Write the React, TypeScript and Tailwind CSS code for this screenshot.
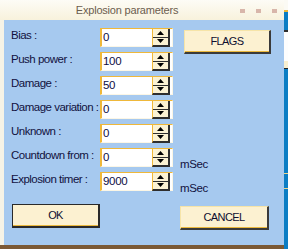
import React from "react";

const font = { fontFamily: '"Liberation Sans", Arial, sans-serif' };

interface Field {
  label: string;
  value: string;
  unit?: string;
}

const fields: Field[] = [
  { label: "Bias :", value: "0" },
  { label: "Push power :", value: "100" },
  { label: "Damage :", value: "50" },
  { label: "Damage variation :", value: "0" },
  { label: "Unknown :", value: "0" },
  { label: "Countdown from :", value: "0", unit: "mSec" },
  { label: "Explosion timer :", value: "9000", unit: "mSec" },
];

const Spinner = () => (
  <div className="flex flex-col w-[18px] h-[18px] bg-[#fbf2d3] border-l border-[#efb83a] border-r-2 border-r-[#2e2e2e] border-b-2 border-b-[#2e2e2e]">
    <div className="flex-1 flex items-center justify-center border-b border-[#2e2e2e]">
      <svg width="7" height="4" viewBox="0 0 7 4">
        <polygon points="3.5,0 7,4 0,4" fill="#000" />
      </svg>
    </div>
    <div className="flex-1 flex items-center justify-center">
      <svg width="7" height="4" viewBox="0 0 7 4">
        <polygon points="0,0 7,0 3.5,4" fill="#000" />
      </svg>
    </div>
  </div>
);

const SpinInput = ({ value }: { value: string }) => (
  <div className="flex w-[73px] h-[19px] bg-white border-t border-l-2 border-[#efb83a] border-r border-b border-r-[#fbf6e6] border-b-[#fbf6e6]">
    <div className="flex-1 pl-[1px] pt-[2px] text-[11.5px] leading-[12px] tracking-[-0.3px] text-[#0e0e45]">{value}</div>
    <Spinner />
    <div className="w-[2px]" />
  </div>
);

const Button = ({ label, width, framed }: { label: string; width: string; framed?: boolean }) => (
  <button
    className={`${width} h-[24px] bg-[#fcf1d1] text-[11px] tracking-[-0.6px] text-[#0e0e30] border-t border-l border-r-2 border-b-2 ${
      framed ? "border-[#2a2a2a]" : "border-t-[#f6e4a8] border-l-[#f6e4a8] border-r-[#3a3a3a] border-b-[#3a3a3a]"
    } shadow-[inset_0_-1px_0_#eab83c]`}
  >
    {label}
  </button>
);

export default function App() {
  return (
    <div className="flex w-[288px] h-[249px] overflow-hidden" style={font}>
      <div className="flex flex-col w-[284px] h-full">
        <div className="h-[20px] flex items-center bg-gradient-to-b from-[#fdfcf6] to-[#f8f2dc]">
          <div className="flex-1 text-center pl-[14px] text-[11px] tracking-[-0.2px] text-[#6b5d4e] pt-[1px]">
            Explosion parameters
          </div>
          <div className="flex gap-[11px] pr-[7px] pt-[1px]">
            <div className="w-[5px] h-[4px] bg-[#d8b6aa]" />
            <div className="w-[5px] h-[4px] bg-[#d8b6aa]" />
            <div className="w-[5px] h-[4px] bg-[#d8b6aa]" />
          </div>
        </div>
        <div className="flex-1 flex flex-col bg-[#a6c9ef] border-l-4 border-[#f6f3e6] pt-[8px]">
          {fields.map((f, i) => (
            <div key={f.label} className="flex items-start h-[24px] pl-[7px]">
              <div className="w-[89px] pt-[1px] text-[11.5px] leading-[12px] tracking-[-0.5px] text-[#111140] whitespace-nowrap overflow-hidden">
                {f.label}
              </div>
              <SpinInput value={f.value} />
              {f.unit && (
                <div className="ml-[7px] pt-[10px] text-[11.5px] leading-[12px] tracking-[-0.4px] text-[#111140]">{f.unit}</div>
              )}
              {i === 0 && (
                <div className="ml-[11px]">
                  <Button label="FLAGS" width="w-[87px]" />
                </div>
              )}
            </div>
          ))}
          <div className="flex mt-[8px] pl-[8px]">
            <Button label="OK" width="w-[88px]" framed />
            <div className="ml-[80px]">
              <Button label="CANCEL" width="w-[89px]" />
            </div>
          </div>
        </div>
        <div className="h-[4px] bg-[#7b5935]" />
      </div>
      <div className="flex flex-col w-[4px] h-full bg-[#0b7dc4]">
        <div className="h-[10px] bg-[#fbfaf4]" />
        <div className="h-[2px] bg-[#efb83a]" />
        <div className="h-[18px]" />
        <div className="h-[2px] bg-[#2e2e2e]" />
        <div className="h-[29px] bg-[#fdfdfd]" />
        <div className="h-[7px] bg-[#f8efd0]" />
        <div className="h-[1px] bg-[#222]" />
        <div className="h-[104px]" />
        <div className="h-[1px] bg-[#efd58a]" />
        <div className="h-[14px]" />
        <div className="h-[1px] bg-[#efd58a]" />
      </div>
    </div>
  );
}
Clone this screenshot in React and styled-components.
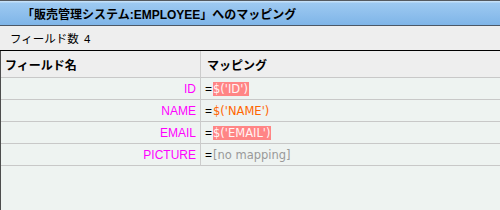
import React from "react";
import styled, { createGlobalStyle } from "styled-components";

const GlobalStyle = createGlobalStyle`
  html, body {
    margin: 0;
    padding: 0;
    background: #eef3f1;
  }
  body {
    font-family: "Liberation Sans", "Noto Sans CJK JP", sans-serif;
    font-size: 12px;
    color: #000;
  }
  * {
    box-sizing: border-box;
  }
`;

const Panel = styled.div`
  width: 500px;
  height: 210px;
  display: flex;
  flex-direction: column;
  overflow: hidden;
`;

const TitleBar = styled.div`
  height: 26px;
  display: flex;
  align-items: center;
  padding-left: 22px;
  border-top: 1px solid #555a60;
  border-bottom: 1px solid #4c5866;
  background: linear-gradient(
    #c4e0f8 0,
    #c4e0f8 1px,
    #9dc9f1 2px,
    #7fb5e8 100%
  );
  font-size: 12px;
  font-weight: bold;
  white-space: nowrap;
`;

const CountBar = styled.div`
  height: 25px;
  display: flex;
  align-items: center;
  padding-left: 10px;
  background: #eeeeee;
  border-bottom: 1px solid #000;
  font-size: 11.5px;
  word-spacing: 2px;
`;

const TableArea = styled.div`
  flex: 1;
  border-left: 1px solid #4d4d4d;
  background: #eef3f1;
`;

const Grid = styled.div`
  display: grid;
  grid-template-columns: 200px 1fr;
`;

const HeadCell = styled.div`
  height: 27px;
  display: flex;
  align-items: center;
  padding-left: ${(p) => (p.$first ? "4px" : "6px")};
  background: #eeeeee;
  font-weight: bold;
  border-bottom: 1px solid #c8c8c8;
  border-right: ${(p) => (p.$first ? "1px solid #cccccc" : "none")};
`;

const NameCell = styled.div`
  height: 22px;
  display: flex;
  align-items: center;
  justify-content: flex-end;
  padding-right: 4px;
  color: #ff00ff;
  border-bottom: 1px solid #c8c8c8;
  border-right: 1px solid #cccccc;
`;

const ValueCell = styled.div`
  height: 22px;
  display: flex;
  align-items: center;
  padding-left: 4px;
  border-bottom: 1px solid #c8c8c8;
  white-space: nowrap;
`;

const Eq = styled.span`
  color: #000;
  margin-right: 1px;
`;

const Expr = styled.span`
  font-family: "DejaVu Sans", sans-serif;
  font-size: 11.5px;
  line-height: 14px;
  padding: 0 1px 0 0;
  color: ${(p) => (p.$hit ? "#fff4f4" : "#ff6600")};
  background: ${(p) => (p.$hit ? "#ff8585" : "transparent")};
`;

const NoMap = styled.span`
  font-family: "DejaVu Sans", sans-serif;
  font-size: 11.5px;
  color: #999999;
`;

const fields = [
  { name: "ID", expr: "$('ID')", hit: true },
  { name: "NAME", expr: "$('NAME')", hit: false },
  { name: "EMAIL", expr: "$('EMAIL')", hit: true },
  { name: "PICTURE", expr: null },
];

const App = () => {
  return (
    <>
      <GlobalStyle />
      <Panel>
        <TitleBar>「販売管理システム:EMPLOYEE」へのマッピング</TitleBar>
        <CountBar>フィールド数 4</CountBar>
        <TableArea>
          <Grid>
            <HeadCell $first>フィールド名</HeadCell>
            <HeadCell>マッピング</HeadCell>
            {fields.map((f) => (
              <React.Fragment key={f.name}>
                <NameCell>{f.name}</NameCell>
                <ValueCell>
                  <Eq>=</Eq>
                  {f.expr ? (
                    <Expr $hit={f.hit}>{f.expr}</Expr>
                  ) : (
                    <NoMap>[no mapping]</NoMap>
                  )}
                </ValueCell>
              </React.Fragment>
            ))}
          </Grid>
        </TableArea>
      </Panel>
    </>
  );
};

export default App;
================================
YOUR INSTRUCTIONS:
Which lines hold the word "React"? Return all of them from the records above.

CORRECT ANSWER:
Write the React, TypeScript and Tailwind CSS code for this screenshot.
import React from "react";
Clone this screenshot in React and styled-components.
import React from "react";
              <React.Fragment key={f.name}>
              </React.Fragment>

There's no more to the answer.